Он учил меня стрелять по тарелкам, ловить карпов и шикарным ударом срывать банк в бильярде. А я считала его противным, потому что он только критиковал меня, не хвалил. Зато я могла выйти за окраину нашего ранчо и справиться с любым парнем теми приемами, которым научил меня Вэйд.
Когда Расти, его сын, свалился с припадком в амбаре на второй день после моего десятого дня рождения, я знала, что нужно положить ему под голову конскую попону и не сдерживать его, просто успокаивать, потому что он чуял чужие эмоции не хуже наших животных. Я знала это, потому что Вэйд вдолбил эти знания в мою голову. Эти уроки не раз пригодились мне при работе с детьми, сломанными и плачущими, испуганными и не знающими, чего ожидать.
— Мы не можем выбирать в жизни только то, чего хотим сами, — сказал мне Вэйд. — Я не хотел, чтобы Расти был аутистом. Но он — лучшее, что есть в моей жизни. Думаю, ты это и так знаешь.
Я этого вовсе не знала. Я никогда раньше не слышала, чтобы Вэйд говорил вот так, на эмоциях, чистых и сильных. Минуту назад я думала, что он собирается меня зарезать.
— Мы не можем выбирать, — сказал он снова.
Подошел к двери и обернулся.
— Я не знаю, что сделает с тобой содержимое той ячейки, Томми, — причинит тебе боль или отпустит на свободу. Но я понял, что это решение предстоит принять только тебе.
* * *Я пыталась устроиться поудобнее на пассажирском сиденье в пикапе Хадсона, но рука на перевязи постоянно мешала. Любая попытка сменить позу отдавалась огнем либо в груди, перехваченной корсетом для поддержки сломанных ребер, либо в плече. Чтобы вправить мое плечо, потребовался один рывок со стороны медицинского персонала и один обморок от меня.
Голова уверенно болела.
— Вам повезло, — сказал мне врач скорой помощи, завершив свой сеанс пыток. — Всего лишь небольшое сотрясение.

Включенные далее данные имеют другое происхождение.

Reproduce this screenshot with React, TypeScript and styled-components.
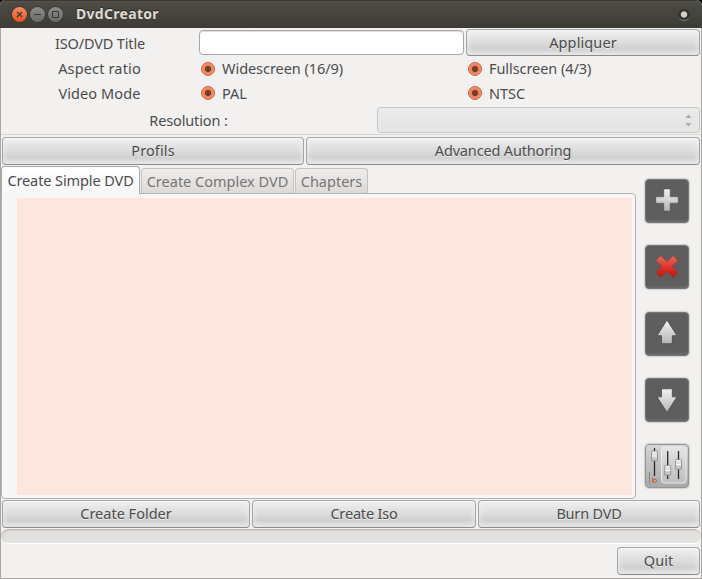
import React from "react";
import styled, { createGlobalStyle, css } from "styled-components";

const GlobalStyle = createGlobalStyle`
  * { box-sizing: border-box; }
  body { margin: 0; overflow: hidden; background: #000; }
  button { margin: 0; padding: 0; font: inherit; color: inherit; }
`;

const Window = styled.div`
  width: 702px;
  height: 579px;
  display: flex;
  flex-direction: column;
  font: 14.5px/20px "Noto Sans", sans-serif;
  color: #4c4c4c;
  background: #f2f1f0;
  border-radius: 5px 6px 0 0;
  overflow: hidden;
`;

const TitleBar = styled.header`
  height: 28px;
  flex: none;
  display: flex;
  align-items: center;
  padding: 0 10px 0 12px;
  gap: 3px;
  background: linear-gradient(#55534b, #4b4a43 3px, #3c3b37);
  border-top: 1px solid #393834;
`;

const WindowButton = styled.button<{ $close?: boolean }>`
  width: 15px;
  height: 15px;
  flex: none;
  display: grid;
  place-items: center;
  border: 0;
  border-radius: 50%;
  color: #393834;
  background: ${(p) => (p.$close ? "linear-gradient(#f98d64, #e9501e)" : "linear-gradient(#8d8c86, #6b6a65)")};
  box-shadow: 0 0 0 1px #3b3a36;
`;

const Text = styled.span<{ $spacing?: number }>`
  white-space: pre;
  letter-spacing: ${(p) => p.$spacing ?? 0}px;
`;

const WindowTitle = styled.h1`
  margin: 0 auto 0 10px;
  padding-bottom: 1px;
  font: bold 14px/20px "Noto Sans", sans-serif;
  color: #dfdbd2;
  text-shadow: 0 -1px #282824;
`;

const StatusDot = styled.span`
  width: 12px;
  height: 12px;
  border-radius: 50%;
  background: radial-gradient(circle, #d3cfc7 0 2.7px, #30302c 3.7px 6px);
  border-bottom: 1px solid #777670;
  margin-right: 2px;
`;

const Body = styled.main`
  flex: 1;
  border: solid #aaa6a1;
  border-width: 0 1px 1px;
  display: flex;
  flex-direction: column;
`;

const Settings = styled.section`
  height: 107px;
  flex: none;
  border-bottom: 1px solid #d8d6d4;
`;

const FieldRow = styled.div<{ $height: number; $lift?: number }>`
  display: grid;
  grid-template-columns: 198px 265px 1fr;
  column-gap: 2px;
  height: ${(p) => p.$height}px;
  align-items: center;
  padding-right: 1px;
  ${Text} {
    padding-bottom: ${(p) => p.$lift ?? 0}px;
  }
`;

const TitleRow = styled.div`
  display: grid;
  grid-template-columns: 198px 265px 1fr;
  column-gap: 2px;
  height: 28px;
  align-items: start;
  padding: 1px 1px 0 0;
`;

const FieldLabel = styled.label<{ $shift?: number }>`
  display: flex;
  justify-content: center;
  padding-right: ${(p) => p.$shift ?? 2}px;
`;

const TitleLabel = styled(FieldLabel)`
  padding-top: 4px;
`;

const Entry = styled.input`
  height: 25px;
  width: 265px;
  margin: 1px 0 0 -2px;
  border: 1px solid #aaa7a4;
  border-radius: 4px;
  background: #fff;
  box-shadow: inset 0 1px 1px #ddd;
  outline: 0;
`;

const RadioOption = styled.label`
  display: flex;
  align-items: center;
  gap: 7px;
`;

const RadioMark = styled.span`
  width: 14px;
  height: 14px;
  flex: none;
  border-radius: 50%;
  border: 1px solid #c75e3c;
  background: radial-gradient(circle, #713e2c 0 2.7px, #f18159 3.5px 4.5px, #f79b77 6px);
  box-shadow: 0 1px #fff;
`;

const ResolutionRow = styled.div`
  display: grid;
  grid-template-columns: 375px 1fr;
  height: 26px;
  margin-top: 3px;
  padding-right: 1px;
  align-items: center;
  ${Text} {
    padding-bottom: 1px;
  }
`;

const Combo = styled.div`
  height: 26px;
  border: 1px solid #c8c6c4;
  border-radius: 4px;
  margin-left: 1px;
  background: linear-gradient(#ebebeb, #e3e3e3);
  box-shadow: inset 0 0 5px #eeeeed;
  display: flex;
  justify-content: flex-end;
  align-items: center;
  padding: 1px 7px 0 0;
`;

const raised = css`
  border: 1px solid #a7a6a5;
  border-bottom-color: #8c8b8a;
  border-radius: 4px;
  background: linear-gradient(#efefef, #dedede 45%, #d0d0d0 75%, #dfdfdf);
  box-shadow: inset 0 1px #f8f8f8, inset 0 0 6px 1px rgba(245, 245, 245, 0.65);
`;

const PushButton = styled.button<{ $height?: number }>`
  ${raised}
  height: ${(p) => p.$height ?? 28}px;
  min-width: 0;
  text-shadow: 0 1px #eee;
  padding-bottom: 2px;
`;

const ApplyButton = styled(PushButton)`
  margin-left: -2px;
`;

const ActionRow = styled.div<{ $columns: string }>`
  display: grid;
  grid-template-columns: ${(p) => p.$columns};
  gap: 2px;
  height: 28px;
  padding: 0 1px;
  flex: none;
`;

const TopActions = styled.div`
  padding-top: 2px;
`;

const Workspace = styled.section`
  display: grid;
  grid-template-columns: 635px 1fr;
  height: 333px;
  margin: 1px 0;
  flex: none;
`;

const Notebook = styled.div`
  display: grid;
  grid-template-rows: 27px 1fr;
`;

const Tabs = styled.div`
  display: flex;
  align-items: flex-end;
  gap: 1px;
`;

const Tab = styled.button<{ $width: number; $active?: boolean }>`
  width: ${(p) => p.$width}px;
  height: ${(p) => (p.$active ? 28 : 25)}px;
  border: 1px solid ${(p) => (p.$active ? "#aaa7a4" : "#c5c2bf")};
  border-bottom: 0;
  border-radius: 4px 4px 0 0;
  background: ${(p) => (p.$active ? "linear-gradient(#fff, #f7f7f7)" : "linear-gradient(#efeeed, #ddd9d7)")};
  color: ${(p) => (p.$active ? "#4c4c4c" : "#777573")};
  align-self: ${(p) => (p.$active ? "flex-start" : "flex-end")};
  z-index: ${(p) => (p.$active ? 1 : 0)};
  padding-bottom: ${(p) => (p.$active ? 2 : 0)}px;
`;

const TabPanel = styled.div`
  border: 1px solid #b5b2af;
  border-radius: 0 4px 4px 4px;
  background: #f7f7f7;
  padding: 4px 3px 3px 15px;
  display: flex;
`;

const FileList = styled.div`
  flex: 1;
  background: #fde6de;
`;

const SideTools = styled.aside`
  display: flex;
  flex-direction: column;
  gap: 22.3px;
  padding: 13.2px 0 0 9px;
`;

const ToolButton = styled.button<{ $light?: boolean }>`
  width: 44px;
  height: 44px;
  flex: none;
  display: block;
  border: 1px solid ${(p) => (p.$light ? "#959595" : "#777")};
  border-radius: 4px;
  background: ${(p) => (p.$light ? "linear-gradient(#d6d6d6, #a9a9a9)" : "#5e5e5e")};
  box-shadow: 0 0 1px 1px #d1d0cf${(p) => (p.$light ? "" : ", inset 0 -2px #686868")};
  svg { display: block; }
`;

const Progress = styled.div`
  height: 15px;
  flex: none;
  margin-top: 1px;
  border-radius: 8px;
  border-top: 1px solid #bab8b6;
  border-bottom: 1px solid #fff;
  background: #e2e1e0;
  box-shadow: inset 2px 1px 2px #d5d3d1;
`;

const Footer = styled.footer`
  display: grid;
  grid-template-columns: 83px;
  justify-content: end;
  padding: 3px 1px 0 0;
`;

function Radio({ text, spacing }: { text: string; spacing?: number }) {
  return (
    <RadioOption>
      <RadioMark />
      <Text $spacing={spacing}>{text}</Text>
    </RadioOption>
  );
}

function Slider({ x, top, bottom, knob }: { x: number; top: number; bottom: number; knob: number }) {
  return (
    <g>
      <path d={`M${x} ${top}V${bottom}`} stroke="#292929" strokeWidth="1.3" />
      <rect x={x - 3} y={knob} width="6" height="10" rx="1" fill={`url(#knob)`} stroke="#858585" strokeWidth=".8" />
      <path d={`M${x - 2.5} ${knob + 5}h5`} stroke="#fff" />
    </g>
  );
}

function ToolIcon({ kind }: { kind: "add" | "remove" | "up" | "down" | "mixer" }) {
  return (
    <svg width="42" height="42" viewBox="0 0 42 42" fill="none">
      <defs>
        <linearGradient id={`fill-${kind}`} x1="0" y1="0" x2="0" y2="1">
          <stop stopColor={kind === "remove" ? "#f36557" : "#f3f3f3"} />
          <stop offset="1" stopColor={kind === "remove" ? "#c90d08" : "#b4b4b4"} />
        </linearGradient>
      </defs>
      {kind === "add" && (
        <path d="M17.8 9h6.4v7.8h8v6.4h-8V31h-6.4v-7.8h-8v-6.4h8z" fill="url(#fill-add)" stroke="#484848" strokeWidth=".5" />
      )}
      {kind === "remove" && (
        <path
          d="M14.8 9.7 21 15.7l6.2-6L32 14.5l-6.1 6 6.1 6-4.8 4.8-6.2-6-6.2 6-4.8-4.8 6.1-6-6.1-6z"
          fill="url(#fill-remove)"
          stroke="#a52a24"
          strokeWidth=".5"
        />
      )}
      {kind === "up" && (
        <path d="m21 7 10 15.7h-4.7v8H15.5v-8H11z" fill="url(#fill-up)" stroke="#484848" strokeWidth=".8" />
      )}
      {kind === "down" && (
        <path d="M15.5 9.8h10.8v8H31L21 33.5l-10-15.7h4.5z" fill="url(#fill-down)" stroke="#484848" strokeWidth=".8" />
      )}
      {kind === "mixer" && (
        <>
          <defs>
            <linearGradient id="panel" x1="0" y1="0" x2="0" y2="1">
              <stop stopColor="#e4e4e4" />
              <stop offset="1" stopColor="#bebebe" />
            </linearGradient>
            <linearGradient id="knob" x1="0" y1="0" x2="0" y2="1">
              <stop stopColor="#f1f1f1" />
              <stop offset="1" stopColor="#bdbdbd" />
            </linearGradient>
          </defs>
          <path d="M1 5h14M1 9h14M1 14h14M1 20h14M1 25h14M1 31h14" stroke="#c5c5c5" strokeWidth=".5" />
          <rect x="15.5" y="2" width="24.5" height="36" rx="3" fill="url(#panel)" stroke="#ededed" />
          <Slider x={8.5} top={3} bottom={31} knob={6} />
          <Slider x={21.7} top={6} bottom={34} knob={20.3} />
          <Slider x={32.5} top={6} bottom={34} knob={14.5} />
          <path d="M3.5 27v12M6.5 32v6" stroke="#858585" strokeWidth=".9" />
          <rect x="7.3" y="34.3" width="3" height="3" rx="1" fill="#f4b06f" stroke="#b7442b" strokeWidth=".9" />
        </>
      )}
    </svg>
  );
}

function SettingsPanel() {
  return (
    <Settings>
      <TitleRow>
        <TitleLabel $shift={0}><Text $spacing={-0.14}>ISO/DVD Title</Text></TitleLabel>
        <Entry aria-label="ISO/DVD Title" />
        <ApplyButton $height={27}><Text $spacing={0.1}>Appliquer</Text></ApplyButton>
      </TitleRow>
      <FieldRow $height={26} $lift={2}>
        <FieldLabel $shift={1}><Text $spacing={0.15}>Aspect ratio</Text></FieldLabel>
        <Radio text="Widescreen (16/9)" spacing={-0.05} />
        <Radio text="Fullscreen (4/3)" spacing={-0.07} />
      </FieldRow>
      <FieldRow $height={22}>
        <FieldLabel $shift={1}><Text $spacing={0.1}>Video Mode</Text></FieldLabel>
        <Radio text="PAL" />
        <Radio text="NTSC" />
      </FieldRow>
      <ResolutionRow>
        <FieldLabel $shift={0}><Text $spacing={-0.14}>Resolution :</Text></FieldLabel>
        <Combo>
          <svg width="7" height="13" fill="#aaa"><path d="M.5 4h6l-3-3.5zM.5 9h6l-3 3.5z" /></svg>
        </Combo>
      </ResolutionRow>
    </Settings>
  );
}

export default function App() {
  return (
    <>
      <GlobalStyle />
      <Window>
        <TitleBar>
          <WindowButton $close aria-label="Close">
            <svg width="9" height="9" stroke="currentColor" strokeWidth="1.2"><path d="m2 2 5 5M7 2 2 7" /></svg>
          </WindowButton>
          <WindowButton aria-label="Minimize">
            <svg width="9" height="9" stroke="currentColor"><path d="M1 4.5h7" /></svg>
          </WindowButton>
          <WindowButton aria-label="Maximize">
            <svg width="9" height="9" stroke="currentColor" fill="none"><path d="M1.5 1.5h6v6h-6z" /></svg>
          </WindowButton>
          <WindowTitle><Text $spacing={0.3}>DvdCreator</Text></WindowTitle>
          <StatusDot />
        </TitleBar>
        <Body>
          <SettingsPanel />
          <TopActions>
            <ActionRow $columns="302px 1fr">
              <PushButton><Text $spacing={0.1}>Profils</Text></PushButton>
              <PushButton><Text $spacing={-0.16}>Advanced Authoring</Text></PushButton>
            </ActionRow>
          </TopActions>
          <Workspace>
            <Notebook>
              <Tabs>
                <Tab $active $width={139}><Text $spacing={-0.1}>Create Simple DVD</Text></Tab>
                <Tab $width={153}><Text>Create Complex DVD</Text></Tab>
                <Tab $width={73}><Text>Chapters</Text></Tab>
              </Tabs>
              <TabPanel><FileList /></TabPanel>
            </Notebook>
            <SideTools>
              <ToolButton aria-label="Add"><ToolIcon kind="add" /></ToolButton>
              <ToolButton aria-label="Remove"><ToolIcon kind="remove" /></ToolButton>
              <ToolButton aria-label="Move up"><ToolIcon kind="up" /></ToolButton>
              <ToolButton aria-label="Move down"><ToolIcon kind="down" /></ToolButton>
              <ToolButton $light aria-label="Levels"><ToolIcon kind="mixer" /></ToolButton>
            </SideTools>
          </Workspace>
          <ActionRow $columns="248px 224px 1fr">
            <PushButton><Text>Create Folder</Text></PushButton>
            <PushButton><Text $spacing={-0.18}>Create Iso</Text></PushButton>
            <PushButton><Text $spacing={-0.2}>Burn DVD</Text></PushButton>
          </ActionRow>
          <Progress />
          <Footer><PushButton><Text>Quit</Text></PushButton></Footer>
        </Body>
      </Window>
    </>
  );
}
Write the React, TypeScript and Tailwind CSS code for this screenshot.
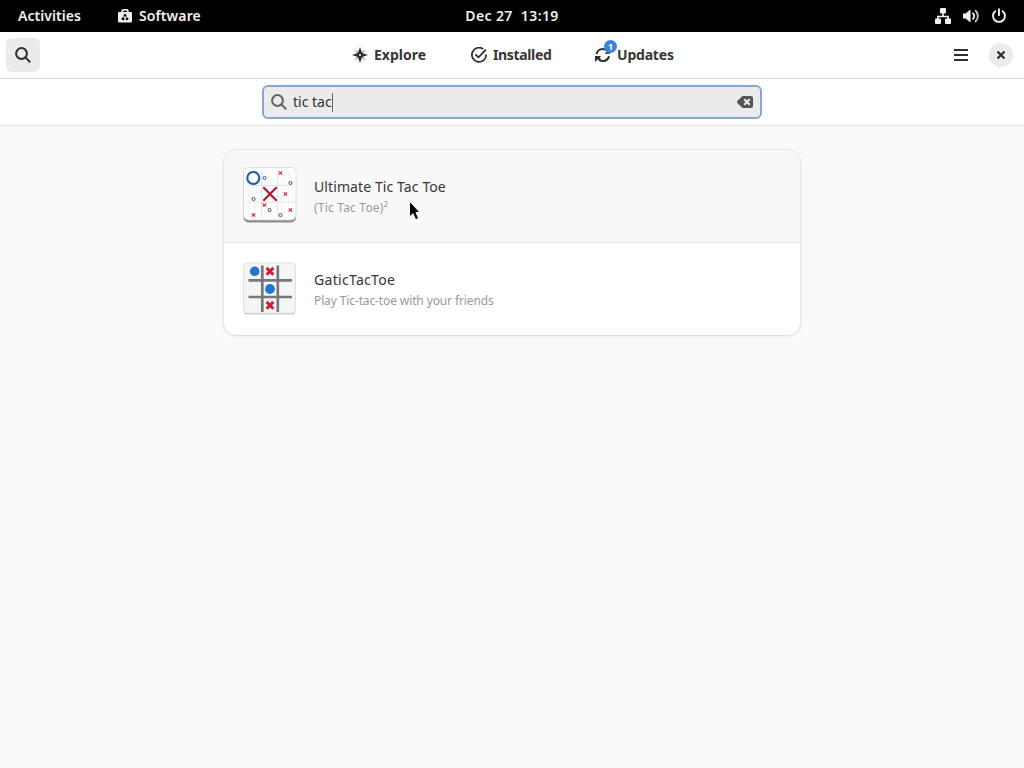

Опухоль Мэдди каким-то образом, запутанным, как сама жизнь, спасла ее. Не надень она шлем, прицелься стрелок чуть лучше — и пуля вошла бы в мозг. А так она срикошетила и зарылась в землю — безделушка для постапокалиптических охотников и собирателей, которые расселятся здесь через пару тысяч лет. Мэдди была исцарапана, но сканирование мозга не приговорило ее даже к шейному корсету.
— Ты не мог бы чуть-чуть помедленнее? — попросила я Хадсона. — И постарайся не попадать в большие ямы вроде вот этой.
— Прости. Но это глупо. Тебе нужно домой в постель, а не в дурацкий банк. — Он мрачно поджал губы. И опустил передо мной солнцезащитный щиток с зеркалом. — Ты хоть в зеркале себя видела?
Я с трудом узнала себя в чудовище, которое таращилось на меня оттуда. Сегодня стало хуже, чем вчера, выглядела я как гниющий фрукт. Половина лица была пурпурно-синей, на щеке засыхала короста, похожая на след автомобильной шины. Волосы обвисли масляной паклей. Я повернула зеркало, рассматривая перевязь и примотанную к телу руку. И закрыла щиток.
— Ниже талии полный порядок, — сказала я так, словно Хадсон не видел полоски синяков на правом боку и моих отчаянных попыток упаковаться в джинсы. Каждая попытка заговорить вызывала лавину боли, которая катилась по телу вниз, каждое слово ощущалось ударом кулака.